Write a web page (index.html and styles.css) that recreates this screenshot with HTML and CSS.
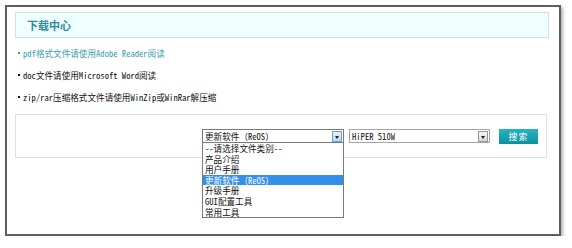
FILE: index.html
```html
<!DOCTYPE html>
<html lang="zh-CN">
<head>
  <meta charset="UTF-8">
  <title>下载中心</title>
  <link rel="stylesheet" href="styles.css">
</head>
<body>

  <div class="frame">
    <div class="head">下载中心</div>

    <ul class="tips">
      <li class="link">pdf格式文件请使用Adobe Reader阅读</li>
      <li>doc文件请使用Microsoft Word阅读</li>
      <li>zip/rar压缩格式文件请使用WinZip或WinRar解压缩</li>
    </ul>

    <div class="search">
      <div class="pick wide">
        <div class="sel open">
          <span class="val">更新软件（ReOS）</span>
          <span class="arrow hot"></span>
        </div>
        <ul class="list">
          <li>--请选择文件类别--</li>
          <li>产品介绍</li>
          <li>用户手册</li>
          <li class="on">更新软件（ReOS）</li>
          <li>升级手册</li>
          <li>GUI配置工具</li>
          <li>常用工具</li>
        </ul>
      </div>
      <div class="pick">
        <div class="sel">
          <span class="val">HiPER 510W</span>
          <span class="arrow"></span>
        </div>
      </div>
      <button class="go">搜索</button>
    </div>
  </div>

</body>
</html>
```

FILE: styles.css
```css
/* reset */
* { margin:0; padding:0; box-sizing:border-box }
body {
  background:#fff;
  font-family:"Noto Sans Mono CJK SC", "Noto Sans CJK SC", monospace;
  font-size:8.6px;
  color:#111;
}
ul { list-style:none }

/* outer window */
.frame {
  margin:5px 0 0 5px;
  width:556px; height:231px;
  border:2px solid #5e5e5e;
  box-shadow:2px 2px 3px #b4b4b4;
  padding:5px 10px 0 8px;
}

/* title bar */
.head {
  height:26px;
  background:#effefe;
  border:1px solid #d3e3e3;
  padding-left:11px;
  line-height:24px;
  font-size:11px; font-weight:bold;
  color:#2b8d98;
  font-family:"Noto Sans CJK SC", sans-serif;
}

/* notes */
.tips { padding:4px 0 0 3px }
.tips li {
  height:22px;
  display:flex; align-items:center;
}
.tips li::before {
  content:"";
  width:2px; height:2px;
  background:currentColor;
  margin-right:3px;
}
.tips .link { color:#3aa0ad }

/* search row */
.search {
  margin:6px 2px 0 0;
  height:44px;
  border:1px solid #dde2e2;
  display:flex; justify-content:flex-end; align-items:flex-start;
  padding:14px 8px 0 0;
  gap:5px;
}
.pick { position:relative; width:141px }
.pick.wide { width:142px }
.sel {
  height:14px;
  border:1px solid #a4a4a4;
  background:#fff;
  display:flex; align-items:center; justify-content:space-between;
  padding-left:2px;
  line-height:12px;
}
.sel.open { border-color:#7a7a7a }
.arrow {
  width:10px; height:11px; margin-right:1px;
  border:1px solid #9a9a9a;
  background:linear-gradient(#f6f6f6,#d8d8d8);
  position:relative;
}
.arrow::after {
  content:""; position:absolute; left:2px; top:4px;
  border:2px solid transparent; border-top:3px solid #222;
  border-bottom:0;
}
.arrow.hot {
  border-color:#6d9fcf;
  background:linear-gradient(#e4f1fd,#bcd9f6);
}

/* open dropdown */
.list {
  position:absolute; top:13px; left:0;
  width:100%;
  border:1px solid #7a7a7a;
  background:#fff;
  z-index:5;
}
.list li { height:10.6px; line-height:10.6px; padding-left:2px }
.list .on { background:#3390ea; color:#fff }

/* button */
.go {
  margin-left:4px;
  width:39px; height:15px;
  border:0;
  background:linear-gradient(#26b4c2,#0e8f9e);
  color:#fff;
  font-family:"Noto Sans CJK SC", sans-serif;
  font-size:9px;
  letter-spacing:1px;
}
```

* * *

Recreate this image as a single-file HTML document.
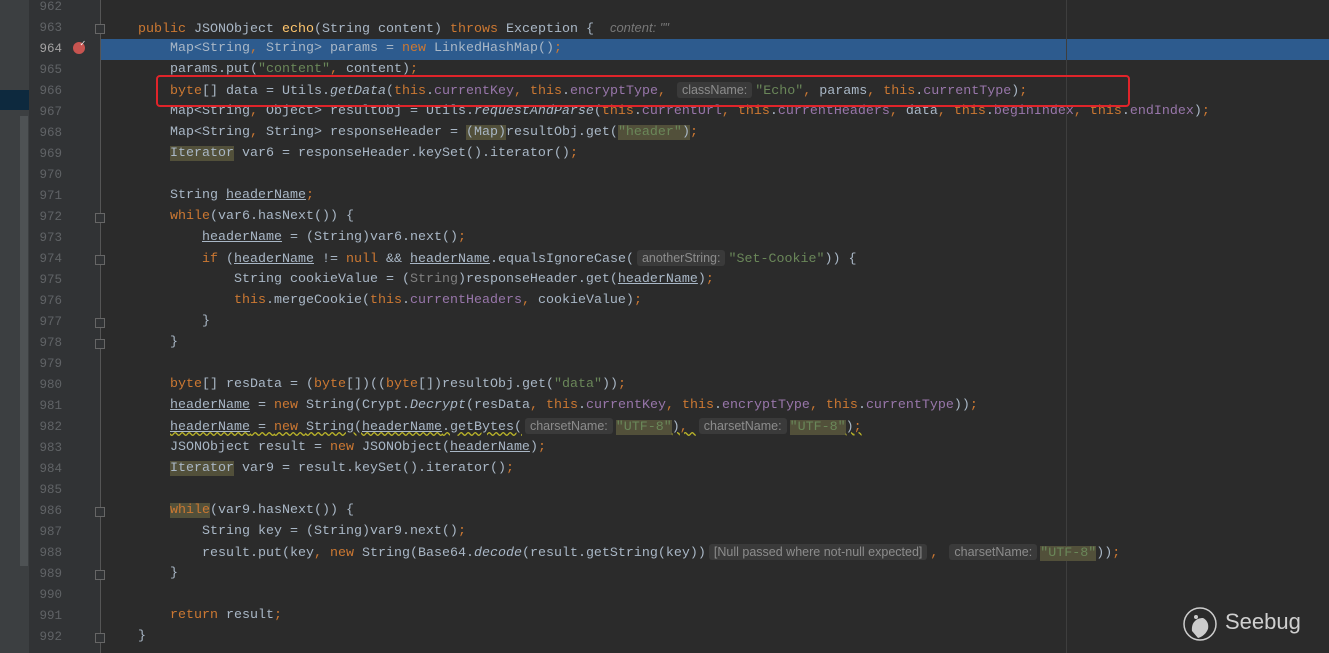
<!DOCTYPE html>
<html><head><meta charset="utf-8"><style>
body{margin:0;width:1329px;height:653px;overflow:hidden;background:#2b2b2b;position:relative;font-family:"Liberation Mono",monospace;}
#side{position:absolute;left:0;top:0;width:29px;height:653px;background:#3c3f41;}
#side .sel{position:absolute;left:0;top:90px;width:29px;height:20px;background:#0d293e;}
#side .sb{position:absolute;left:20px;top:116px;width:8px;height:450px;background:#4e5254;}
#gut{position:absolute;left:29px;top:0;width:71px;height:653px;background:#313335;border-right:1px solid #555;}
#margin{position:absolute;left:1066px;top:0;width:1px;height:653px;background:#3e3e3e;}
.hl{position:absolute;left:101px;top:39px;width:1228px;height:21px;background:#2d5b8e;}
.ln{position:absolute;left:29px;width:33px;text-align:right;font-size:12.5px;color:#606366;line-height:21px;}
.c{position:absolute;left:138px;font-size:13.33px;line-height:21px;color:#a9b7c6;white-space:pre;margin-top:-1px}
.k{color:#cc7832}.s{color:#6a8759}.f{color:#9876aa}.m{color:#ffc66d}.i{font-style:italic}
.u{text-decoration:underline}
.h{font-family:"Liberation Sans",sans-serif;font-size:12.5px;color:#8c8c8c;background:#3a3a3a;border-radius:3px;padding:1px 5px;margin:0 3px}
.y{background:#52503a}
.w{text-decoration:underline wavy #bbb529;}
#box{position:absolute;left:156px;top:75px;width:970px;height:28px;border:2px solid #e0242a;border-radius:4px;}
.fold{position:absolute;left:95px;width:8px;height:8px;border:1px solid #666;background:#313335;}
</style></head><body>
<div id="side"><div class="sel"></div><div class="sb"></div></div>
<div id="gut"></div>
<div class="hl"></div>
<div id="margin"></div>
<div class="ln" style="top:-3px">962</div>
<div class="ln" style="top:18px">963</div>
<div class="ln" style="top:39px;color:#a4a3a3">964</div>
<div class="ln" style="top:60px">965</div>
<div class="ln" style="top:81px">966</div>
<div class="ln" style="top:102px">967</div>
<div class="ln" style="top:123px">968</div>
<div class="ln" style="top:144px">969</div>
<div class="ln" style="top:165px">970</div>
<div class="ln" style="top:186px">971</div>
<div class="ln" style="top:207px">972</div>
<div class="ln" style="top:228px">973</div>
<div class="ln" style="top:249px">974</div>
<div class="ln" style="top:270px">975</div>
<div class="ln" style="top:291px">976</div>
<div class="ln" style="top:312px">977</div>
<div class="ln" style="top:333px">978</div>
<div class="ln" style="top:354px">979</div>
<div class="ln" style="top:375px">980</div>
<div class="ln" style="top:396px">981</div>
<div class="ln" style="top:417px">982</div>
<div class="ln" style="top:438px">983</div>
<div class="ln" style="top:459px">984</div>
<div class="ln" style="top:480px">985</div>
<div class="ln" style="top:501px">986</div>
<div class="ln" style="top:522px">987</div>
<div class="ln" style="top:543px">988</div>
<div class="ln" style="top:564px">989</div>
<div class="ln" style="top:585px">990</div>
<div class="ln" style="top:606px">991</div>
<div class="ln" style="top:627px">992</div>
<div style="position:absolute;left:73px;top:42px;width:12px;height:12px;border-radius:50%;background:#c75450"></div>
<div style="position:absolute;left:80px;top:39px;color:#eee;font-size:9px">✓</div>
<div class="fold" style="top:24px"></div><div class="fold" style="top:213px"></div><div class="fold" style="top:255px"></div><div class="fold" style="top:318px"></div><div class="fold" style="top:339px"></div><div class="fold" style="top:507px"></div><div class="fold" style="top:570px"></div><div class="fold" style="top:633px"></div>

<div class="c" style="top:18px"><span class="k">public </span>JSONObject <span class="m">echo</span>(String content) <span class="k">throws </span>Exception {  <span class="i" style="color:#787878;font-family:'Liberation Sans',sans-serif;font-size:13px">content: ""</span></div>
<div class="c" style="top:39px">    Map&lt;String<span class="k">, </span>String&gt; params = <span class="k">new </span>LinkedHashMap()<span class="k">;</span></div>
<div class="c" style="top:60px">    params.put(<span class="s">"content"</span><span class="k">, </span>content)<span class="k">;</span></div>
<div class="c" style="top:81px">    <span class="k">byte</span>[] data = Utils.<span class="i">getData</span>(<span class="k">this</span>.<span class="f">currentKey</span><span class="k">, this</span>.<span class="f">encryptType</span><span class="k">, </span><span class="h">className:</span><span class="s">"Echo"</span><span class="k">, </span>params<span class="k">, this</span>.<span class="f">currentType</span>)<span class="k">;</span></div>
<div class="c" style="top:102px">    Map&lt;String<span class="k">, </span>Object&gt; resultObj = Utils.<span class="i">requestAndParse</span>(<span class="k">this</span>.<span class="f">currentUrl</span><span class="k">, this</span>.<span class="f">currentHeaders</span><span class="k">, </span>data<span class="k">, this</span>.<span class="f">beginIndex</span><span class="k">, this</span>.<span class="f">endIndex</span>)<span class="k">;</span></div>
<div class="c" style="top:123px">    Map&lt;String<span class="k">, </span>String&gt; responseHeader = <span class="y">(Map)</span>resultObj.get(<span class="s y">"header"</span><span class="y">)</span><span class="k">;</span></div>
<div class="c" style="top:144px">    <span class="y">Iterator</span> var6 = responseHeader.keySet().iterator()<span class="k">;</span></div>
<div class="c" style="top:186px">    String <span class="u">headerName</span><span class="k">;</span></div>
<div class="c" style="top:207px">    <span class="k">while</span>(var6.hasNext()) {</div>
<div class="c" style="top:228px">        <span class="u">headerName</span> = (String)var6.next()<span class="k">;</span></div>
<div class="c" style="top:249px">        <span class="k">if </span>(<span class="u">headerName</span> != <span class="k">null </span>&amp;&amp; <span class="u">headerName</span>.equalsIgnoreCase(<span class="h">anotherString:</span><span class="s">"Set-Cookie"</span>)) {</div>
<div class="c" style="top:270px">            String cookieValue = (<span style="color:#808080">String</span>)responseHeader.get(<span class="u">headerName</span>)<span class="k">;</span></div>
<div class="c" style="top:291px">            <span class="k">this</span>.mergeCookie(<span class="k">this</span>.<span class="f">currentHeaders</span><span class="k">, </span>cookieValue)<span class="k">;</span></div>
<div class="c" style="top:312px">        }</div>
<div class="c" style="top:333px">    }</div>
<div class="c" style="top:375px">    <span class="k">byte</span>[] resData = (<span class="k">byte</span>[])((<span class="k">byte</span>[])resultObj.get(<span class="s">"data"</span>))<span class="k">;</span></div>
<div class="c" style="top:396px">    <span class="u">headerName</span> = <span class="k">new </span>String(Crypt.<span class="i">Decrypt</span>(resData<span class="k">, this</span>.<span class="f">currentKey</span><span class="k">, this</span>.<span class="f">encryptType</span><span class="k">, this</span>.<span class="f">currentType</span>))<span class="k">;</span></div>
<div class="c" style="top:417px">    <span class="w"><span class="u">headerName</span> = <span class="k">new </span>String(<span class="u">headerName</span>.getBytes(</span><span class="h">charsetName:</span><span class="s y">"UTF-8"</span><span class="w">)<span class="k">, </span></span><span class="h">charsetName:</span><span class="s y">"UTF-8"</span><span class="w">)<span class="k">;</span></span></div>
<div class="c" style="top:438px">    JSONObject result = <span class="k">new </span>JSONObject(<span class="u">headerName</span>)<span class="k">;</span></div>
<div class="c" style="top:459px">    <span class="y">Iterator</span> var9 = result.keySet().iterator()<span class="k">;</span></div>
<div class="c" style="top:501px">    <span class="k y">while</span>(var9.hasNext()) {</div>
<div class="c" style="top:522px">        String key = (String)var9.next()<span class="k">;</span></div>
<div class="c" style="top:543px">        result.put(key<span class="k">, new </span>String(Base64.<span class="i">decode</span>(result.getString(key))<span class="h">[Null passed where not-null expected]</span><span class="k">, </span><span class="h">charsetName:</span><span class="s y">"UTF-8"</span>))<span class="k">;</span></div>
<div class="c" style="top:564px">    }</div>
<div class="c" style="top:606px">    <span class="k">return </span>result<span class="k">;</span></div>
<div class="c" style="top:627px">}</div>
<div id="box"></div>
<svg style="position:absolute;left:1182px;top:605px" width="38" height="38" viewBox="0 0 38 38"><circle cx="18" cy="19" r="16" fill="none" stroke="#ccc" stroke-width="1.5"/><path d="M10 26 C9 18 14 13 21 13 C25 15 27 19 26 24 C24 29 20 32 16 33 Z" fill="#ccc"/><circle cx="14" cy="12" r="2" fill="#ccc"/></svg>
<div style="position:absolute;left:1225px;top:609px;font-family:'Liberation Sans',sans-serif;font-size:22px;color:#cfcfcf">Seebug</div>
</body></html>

TASK INSTRUCTIONS -
Pull every line containing "styles" out of the data above.

ANSWER TO THE EXERCISE -
Write a web page (index.html and styles.css) that recreates this screenshot with HTML and CSS.
  <link rel="stylesheet" href="styles.css">
FILE: styles.css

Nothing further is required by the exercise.